Daniel Gillies as Johnny Wickham

His mother was the Darcy family’s nanny in England and he caddied for Darcy’s father. He’s pretty much the same character in the book. I kind of wanted Lalita to just be with him so Darcy could find someone nicer, actually!

Indira Varma as Kiran Bingley (Caroline)

She didn’t seem to be really interested in Darcy but I thought she was a good rich snob. She was not as bad as in the book, however, and seemed to come around and be happy for both couples in the end.

Nitin Ganatra as Mr. Kohli (Mr. Collins)

He is almost related to the Bakshis by marriage. (A cousin of a cousin or something like that). He has a green card and I think works for/with the Darcys. He is obsessed with being American. He is quite obnoxious and annoying but he’s a good guy underneath.

Sonali Kulkarni as Chandra Lamba (Charlotte Lucas)

She is still Lalita’s best friend and marries Mr. Kohli but they seem to be happy. Her personality is quite the same as Charlotte’s but she’s so pretty I’m sure she could have her pick of men!

Marsha Mason as Catherine Darcy (Lady Catherine)

She is Darcy’s mother here which works better than just being his aunt in a modern adaptation, I suppose. She tries to set him up with a rich woman named Anne, rather than her daughter (obviously!).

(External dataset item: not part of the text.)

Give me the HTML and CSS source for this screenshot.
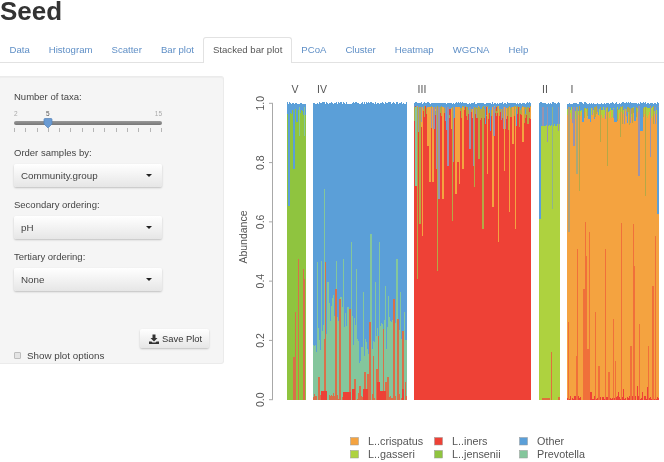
FILE: index.html
```html
<!DOCTYPE html>
<html lang="en">
<head>
    <meta charset="UTF-8">
    <title>Seed</title>
    <link rel="stylesheet" href="styles.css">
</head>
<body>
    <h1>Seed</h1>

    <ul class="tabs">
        <li><a href="#">Data</a></li>
        <li><a href="#">Histogram</a></li>
        <li><a href="#">Scatter</a></li>
        <li><a href="#">Bar plot</a></li>
        <li class="active"><a href="#">Stacked bar plot</a></li>
        <li><a href="#">PCoA</a></li>
        <li><a href="#">Cluster</a></li>
        <li><a href="#">Heatmap</a></li>
        <li><a href="#">WGCNA</a></li>
        <li><a href="#">Help</a></li>
    </ul>

    <div class="main">
        <div class="panel">
            <div class="field-label">Number of taxa:</div>
            <div class="slider-labels">
                <span>2</span>
                <span class="current">5</span>
                <span>15</span>
            </div>
            <div class="slider-track">
                <svg class="slider-handle" width="10" height="11" viewBox="0 0 10 11">
                    <path d="M1 1.5 Q1 .5 2 .5 H8 Q9 .5 9 1.5 V6 L5 10 L1 6 Z" fill="#6a9bd3" stroke="#5583b8" stroke-width=".7"/>
                </svg>
            </div>
            <div class="slider-ticks">
                <i></i><i></i><i></i><i></i><i></i><i></i><i></i><i></i><i></i><i></i><i></i><i></i><i></i><i></i>
            </div>

            <div class="field-label first">Order samples by:</div>
            <div class="select"><span>Community.group</span><b class="caret"></b></div>

            <div class="field-label">Secondary ordering:</div>
            <div class="select"><span>pH</span><b class="caret"></b></div>

            <div class="field-label">Tertiary ordering:</div>
            <div class="select"><span>None</span><b class="caret"></b></div>

            <div class="save-row">
                <div class="save-btn">
                    <svg width="10" height="10" viewBox="0 0 10 10">
                        <path d="M3.5 0.5 H6.5 V4 H8.5 L5 7.5 L1.5 4 H3.5 Z M0 7.5 H2.5 L3.5 8.5 H6.5 L7.5 7.5 H10 V10 H0 Z" fill="#333"/>
                    </svg>
                    Save Plot
                </div>
            </div>
            <label class="check"><span class="box"></span>Show plot options</label>
        </div>

        <svg id="plot" class="plot" width="432" height="386" viewBox="232 76 432 386"></svg>
    </div>

    <script src="plot.js"></script>
</body>
</html>
```

FILE: styles.css
```css
body {
    margin: 0;
    height: 462px;
    overflow: hidden;
    background-color: #fff;
    font-family: "Liberation Sans", Arial, sans-serif;
    font-size: 9.8px;
    color: #444;
    filter: blur(0.35px);
}
h1 {
    margin: 0;
    height: 37px;
    font-size: 26px;
    line-height: 22px;
    font-weight: bold;
    color: #333;
}
.tabs {
    display: flex;
    list-style: none;
    margin: 0;
    padding: 0;
    height: 25px;
    font-size: 9.6px;
    border-bottom: 1px solid #e2e2e2;
}
.tabs a {
    display: block;
    height: 25px;
    line-height: 25px;
    padding: 0 9.5px;
    color: #5f8fc6;
    text-decoration: none;
}
.tabs .active {
    height: 26px;
    box-sizing: border-box;
    border: 1px solid #e2e2e2;
    border-bottom: none;
    border-radius: 3px 3px 0 0;
    background-color: #fff;
}
.tabs .active a {
    height: 24px;
    line-height: 24px;
    padding: 0 8.5px;
    color: #555;
}
.main {
    display: flex;
    padding-top: 13px;
}
.panel {
    box-sizing: border-box;
    width: 224px;
    height: 288px;
    padding: 14px 14px 0;
    flex-shrink: 0;
    background-color: #f5f5f5;
    border: 1px solid #ebebeb;
    border-left: none;
    border-radius: 0 3px 3px 0;
    box-shadow: inset 0 1px 1px rgba(0,0,0,0.03);
}
.field-label {
    height: 12px;
    line-height: 12px;
    margin-top: 12px;
    margin-bottom: 5px;
    font-size: 9.5px;
    color: #444;
}
.panel > .field-label:first-child {
    margin-top: 0;
    margin-bottom: 7px;
}
.field-label.first {
    margin-top: 15px;
}
.slider-labels {
    position: relative;
    height: 8px;
    width: 148px;
    font-size: 6.5px;
    line-height: 8px;
    color: #aaa;
    display: flex;
    justify-content: space-between;
}
.slider-labels .current {
    position: absolute;
    left: 32px;
    color: #555;
}
.slider-track {
    position: relative;
    width: 148px;
    height: 4px;
    margin-top: 3px;
    border-radius: 2px;
    background: linear-gradient(#999, #777);
}
.slider-handle {
    position: absolute;
    left: 29px;
    top: -3px;
}
.slider-ticks {
    display: flex;
    justify-content: space-between;
    width: 148px;
    height: 4px;
    margin-top: 3px;
}
.slider-ticks i {
    width: 1px;
    background-color: #b5b5b5;
}
.select {
    box-sizing: border-box;
    display: flex;
    justify-content: space-between;
    align-items: center;
    width: 148px;
    height: 23px;
    padding: 0 10px 0 7px;
    border-radius: 2px;
    background: linear-gradient(#fff, #e6e6e6);
    box-shadow: 0 1px 2px rgba(0,0,0,0.22);
    color: #444;
}
.caret {
    width: 0;
    height: 0;
    border-top: 3px solid #222;
    border-left: 3px solid transparent;
    border-right: 3px solid transparent;
}
.save-row {
    display: flex;
    justify-content: flex-end;
    margin-top: 38px;
}
.save-btn {
    box-sizing: border-box;
    display: flex;
    align-items: center;
    gap: 3px;
    width: 69px;
    height: 19px;
    padding-left: 9px;
    border-radius: 2px;
    background: linear-gradient(#fff, #e6e6e6);
    box-shadow: 0 1px 2px rgba(0,0,0,0.22);
    font-size: 9.4px;
    color: #333;
}
.check {
    display: flex;
    align-items: center;
    height: 12px;
    margin-top: 1px;
    color: #444;
}
.box {
    box-sizing: border-box;
    width: 7px;
    height: 7px;
    margin-right: 6px;
    border: 1px solid #bdbdbd;
    border-radius: 1px;
    background-color: #e4e4e4;
}
.plot {
    display: block;
    margin-left: 8px;
    margin-top: -1px;
    flex-shrink: 0;
}
.plot .bars {
    filter: blur(0.3px);
}
.plot text {
    font-family: "Liberation Sans", Arial, sans-serif;
    font-size: 10.5px;
    fill: #555;
}
.plot .legend-text {
    font-size: 10.8px;
}
```

FILE: plot.js
```js
// colours of the taxa
const RED = '#ee4136', ORANGE = '#f4a340', GASSERI = '#aed23f', JENSENII = '#8fc43f';
const BLUE = '#5b9fd8', PREVO = '#84c69c', MIX = '#9a93ad', OLIVE = '#b5a845', BRICK = '#d9704a';
const BOTTOM = 400.7;
const svg = document.getElementById('plot');

let seed = 12345;
function rnd() {
    seed = (seed * 16807) % 2147483647;
    return seed / 2147483647;
}

function el(name, attrs, text) {
    const node = document.createElementNS('http://www.w3.org/2000/svg', name);
    for (const k in attrs) node.setAttribute(k, attrs[k]);
    if (text) node.textContent = text;
    return node;
}

// zoomed crop coordinates to page pixels
const top5 = (x, y) => [230 + x / 3, 80 + y / 3];   // upper left
const low6 = (x, y) => [230 + x / 3, 250 + y / 3];  // lower left
const top7 = (x, y) => [450 + x / 3, 80 + y / 3];   // upper right
const low8 = (x, y) => [450 + x / 3, 250 + y / 3];  // lower right

const bars = el('g', { class: 'bars', 'shape-rendering': 'crispEdges' });
svg.appendChild(bars);

function rect(x, y0, y1, w, color) {
    bars.appendChild(el('rect', { x: x, y: y0, width: w, height: y1 - y0, fill: color }));
}

// layers are painted back to front, each from its top down to the baseline
function column(x0, x1, layers) {
    for (let x = x0; x < x1; x++) {
        layers.forEach(l => {
            const base = typeof l.top === 'function' ? l.top(x) : l.top;
            const y = base + (rnd() - 0.5) * (l.jitter || 0);
            rect(x, y, BOTTOM, 1, l.color);
        });
    }
}

function lerp(points) {
    return x => {
        for (let i = 1; i < points.length; i++) {
            if (x <= points[i][0]) {
                const [ax, ay] = points[i - 1], [bx, by] = points[i];
                return ay + (by - ay) * (x - ax) / (bx - ax);
            }
        }
        return points[points.length - 1][1];
    };
}

// red spikes rising from the baseline
function spikes(conv, list, color) {
    list.forEach(([zx, zy, w]) => {
        const [x, y] = conv(zx, zy);
        rect(Math.round(x), y, BOTTOM, w || 1, color || RED);
    });
}

// dips hanging down from the top of a block
function dips(conv, from, list) {
    list.forEach(([zx, zy, color, w]) => {
        const [x, y] = conv(zx, zy);
        rect(Math.round(x), from, y, w || 1, color);
    });
}

// short coloured runs under the top edge of a block
function fringe(x0, x1, from, depth, colors) {
    for (let x = x0; x < x1; x++) {
        if (rnd() < 0.55) {
            const c = colors[Math.floor(rnd() * colors.length)];
            rect(x, from + rnd() * 3, from + 3 + rnd() * depth, 1, c);
        }
    }
}

// V
column(287, 306, [
    { color: BLUE, top: 104, jitter: 1.5 },
    { color: JENSENII, top: 113, jitter: 7 }
]);
dips(top5, 108, [[174, 380, BLUE, 2], [190, 270, BLUE, 2], [207, 170, PREVO], [222, 170, PREVO], [198, 130, BLUE, 2]]);
spikes(low6, [[190, 325, 2], [195, 190], [203, 30], [219, 90, 2], [218, 60]], BRICK);

// IV
column(313, 407, [
    { color: BLUE, top: 104, jitter: 2.5 },
    {
        color: PREVO,
        jitter: 36,
        top: lerp([[313, 360], [320, 335], [330, 312], [340, 312], [350, 318], [358, 350], [363, 345], [373, 335], [383, 340], [390, 325], [397, 322], [407, 350]])
    },
    { color: BRICK, top: 397, jitter: 7 }
]);
spikes(low6, [[262, 40], [272, 35], [290, 100, 2], [318, 35], [330, 145, 2], [340, 30], [352, 175, 2], [378, 60], [400, 130], [435, 100], [448, -20], [465, 110], [475, 140], [497, 30, 2], [510, 130], [522, 190]], PREVO);
spikes(top5, [[283, 330], [364, 490], [419, 465, 2]], PREVO);
spikes(low6, [[265, 385, 2], [282, 270, 2], [284, 40], [315, 120, 2], [328, 150, 2], [357, 180, 2], [372, 390, 2], [388, 410, 2], [402, 370, 2], [410, 375, 2], [418, 220, 2], [428, 320], [438, 360, 2], [445, 260], [458, 240], [465, 400, 2], [472, 385, 2], [490, 150, 2], [500, 210, 2], [517, 245, 2], [524, 400]], BRICK);
spikes(low6, [[272, 425, 6], [340, 430, 8], [365, 420, 3], [398, 420, 5], [440, 400, 3], [450, 425, 6], [515, 420, 2]], RED);

// III
column(414, 531, [
    { color: BLUE, top: 104, jitter: 1.5 },
    { color: OLIVE, top: 109, jitter: 4 },
    { color: RED, top: 116, jitter: 10 }
]);
fringe(414, 531, 107, 26, [MIX, ORANGE, OLIVE, BLUE, RED]);
dips(top5, 108, [[555, 320, PREVO, 2], [560, 160, MIX, 2], [566, 435, OLIVE, 2], [573, 130, MIX, 2], [577, 470, ORANGE], [590, 200, ORANGE, 2], [596, 310, ORANGE, 2], [605, 310, ORANGE, 2], [610, 150, MIX, 2], [618, 270, MIX, 2], [625, 360, MIX, 2], [637, 360, ORANGE, 2], [650, 260, MIX, 2]]);
dips(low6, 108, [[560, 90, OLIVE], [622, 65, OLIVE]]);
dips(top7, 108, [[5, 250, MIX, 2], [5, 425, OLIVE], [15, 345, ORANGE, 2], [20, 250, ORANGE, 2], [28, 315, ORANGE], [37, 270, ORANGE, 2], [58, 210, MIX, 2], [68, 260, MIX, 2], [72, 325, OLIVE], [85, 240, OLIVE, 2], [97, 450, OLIVE, 2], [110, 285, ORANGE], [125, 385, ORANGE, 2], [130, 170, MIX, 2], [145, 490, ORANGE], [160, 150, MIX, 3], [163, 275, ORANGE], [178, 400, ORANGE], [185, 195, ORANGE, 2], [195, 450, ORANGE], [215, 190, ORANGE, 2], [232, 135, OLIVE, 2]]);

// II
column(539, 560, [
    { color: BLUE, top: 104, jitter: 2 },
    { color: GASSERI, top: 126, jitter: 3 }
]);
dips(top7, 108, [[267, 420, BLUE, 2], [276, 140, MIX, 2], [290, 190, MIX], [305, 390, '#8fb48a', 1], [325, 155, MIX]]);
spikes(low8, [[302, 310], [325, 445, 2], [275, 447, 8]], '#e0703c');

// I
column(567, 659, [
    { color: BLUE, top: 104, jitter: 2 },
    { color: GASSERI, top: 110, jitter: 4 },
    { color: ORANGE, top: 116, jitter: 8 },
    { color: RED, top: 399, jitter: 5 }
]);
fringe(567, 659, 107, 16, [MIX, OLIVE, OLIVE, BLUE]);
dips(top7, 108, [[355, 460, '#b0a07a', 2], [370, 200, MIX, 2], [378, 285, '#a8a878', 2], [388, 335, OLIVE], [395, 130, BLUE, 2], [415, 120, BLUE, 2], [432, 115, OLIVE, 2], [450, 190, OLIVE], [470, 260, OLIVE], [495, 130, BLUE, 2], [510, 175, OLIVE], [530, 100, OLIVE, 2], [553, 125, BLUE, 2], [563, 290, MIX, 2], [570, 155, BLUE, 3], [585, 350, OLIVE], [600, 235, MIX], [622, 405, BLUE, 2]]);
spikes(top7, [[406, 430], [418, 460], [512, 432], [548, 436], [616, 470]], '#f0703a');
spikes(low8, [[355, 220], [380, 0], [378, 320, 2], [398, 120, 2], [405, 20, 2], [410, 300, 2], [435, 190], [443, 350, 2], [465, 0], [475, 370, 2], [490, 210], [495, 335], [540, 290, 2], [552, 50], [568, 225], [595, 290], [605, 110, 2]], '#f0703a');
spikes(low8, [[420, 430, 2], [505, 430], [520, 420], [560, 410], [575, 430], [590, 415]]);

// axis
svg.appendChild(el('line', { x1: 272.5, x2: 272.5, y1: 104.3, y2: 400.7, stroke: '#a8a8a8' }));
[1, 0.8, 0.6, 0.4, 0.2, 0].forEach(v => {
    const y = BOTTOM - v * 296.4;
    svg.appendChild(el('line', { x1: 269, x2: 273, y1: y, y2: y, stroke: '#a8a8a8' }));
    svg.appendChild(el('text', { x: 264, y: y, 'text-anchor': 'middle', transform: `rotate(-90 264 ${y})` }, v.toFixed(1)));
});
svg.appendChild(el('text', { x: 247, y: 238, 'text-anchor': 'middle', transform: 'rotate(-90 247 238)' }, 'Abundance'));

// group labels
[['V', 295], ['IV', 322], ['III', 422], ['II', 545], ['I', 572]].forEach(([t, x]) => {
    svg.appendChild(el('text', { x: x, y: 94, 'text-anchor': 'middle' }, t));
});

// legend
[
    ['L..crispatus', ORANGE, 350, 368, 442],
    ['L..gasseri', GASSERI, 350, 368, 455],
    ['L..iners', RED, 434, 452, 442],
    ['L..jensenii', JENSENII, 434, 452, 455],
    ['Other', BLUE, 519, 537, 442],
    ['Prevotella', PREVO, 519, 537, 455]
].forEach(([t, color, sx, tx, y]) => {
    svg.appendChild(el('rect', { x: sx + 0.5, y: y - 3.5, width: 8, height: 7.5, fill: color, stroke: '#999', 'stroke-width': 0.5 }));
    svg.appendChild(el('text', { x: tx, y: y + 4, class: 'legend-text' }, t));
});
```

Alexis Bledel as Georgina “Georgie” Darcy

She is still a shy girl who has a past with Wickham. He actually got her pregnant when she was 16, but no clue what happened to the baby. I don’t know how old she is supposed to be in this but although she is shy, she seems pretty well adjusted for being seduced, impregnated, and abandoned, so I’m guessing a few years have passed.

Final Thoughts-

I don’t have much else to say about this. Other than Lalita, this is a really fun film. If you’re hesitant about watching Bollywood or other Indian films this is a good compromise.

My Rating: 8/10

Kandukondain Kandukondain Mini Review

7 Jun

Kandukondain Kandukondain, or I Have Found It in English, is an Indian version of Sense and Sensibility. My DVD says “A Bollywood adaptation of Jane Austen’s Sense and Sensibility” on it but the film is actually from southern India, and in Tamil rather than Hindi. These films are also sometimes known as Kollywood.

It stars Tabu and Aishwarya Rai as Indian versions of Elinor and Marianne, respectively. Ash (and others) had her voice dubbed even though according to IMDB, can speak Tamil. Whatever…

Anyway, if you’ve never seen any Indian films, it takes some getting used to. A scene will be going on like normal and then the characters burst into song! I had seen Bride and Prejudice, also with Aishwarya Rai, before this, but that was made for a Western audience so it was easier to watch.

I wasn’t crazy about this movie, honestly. I liked some of the scenes wit Meenakshi and Captain Bala (Marianne and Colonel Brandon) the best, actually. And there were funny parts. But I felt it took too long to get started (it’s over 2 hours long) and then rushed everything in at the end. I got so bored trying to rewatch it for the review that I skipped over the musical numbers. I guess I’m just not the right audience for this.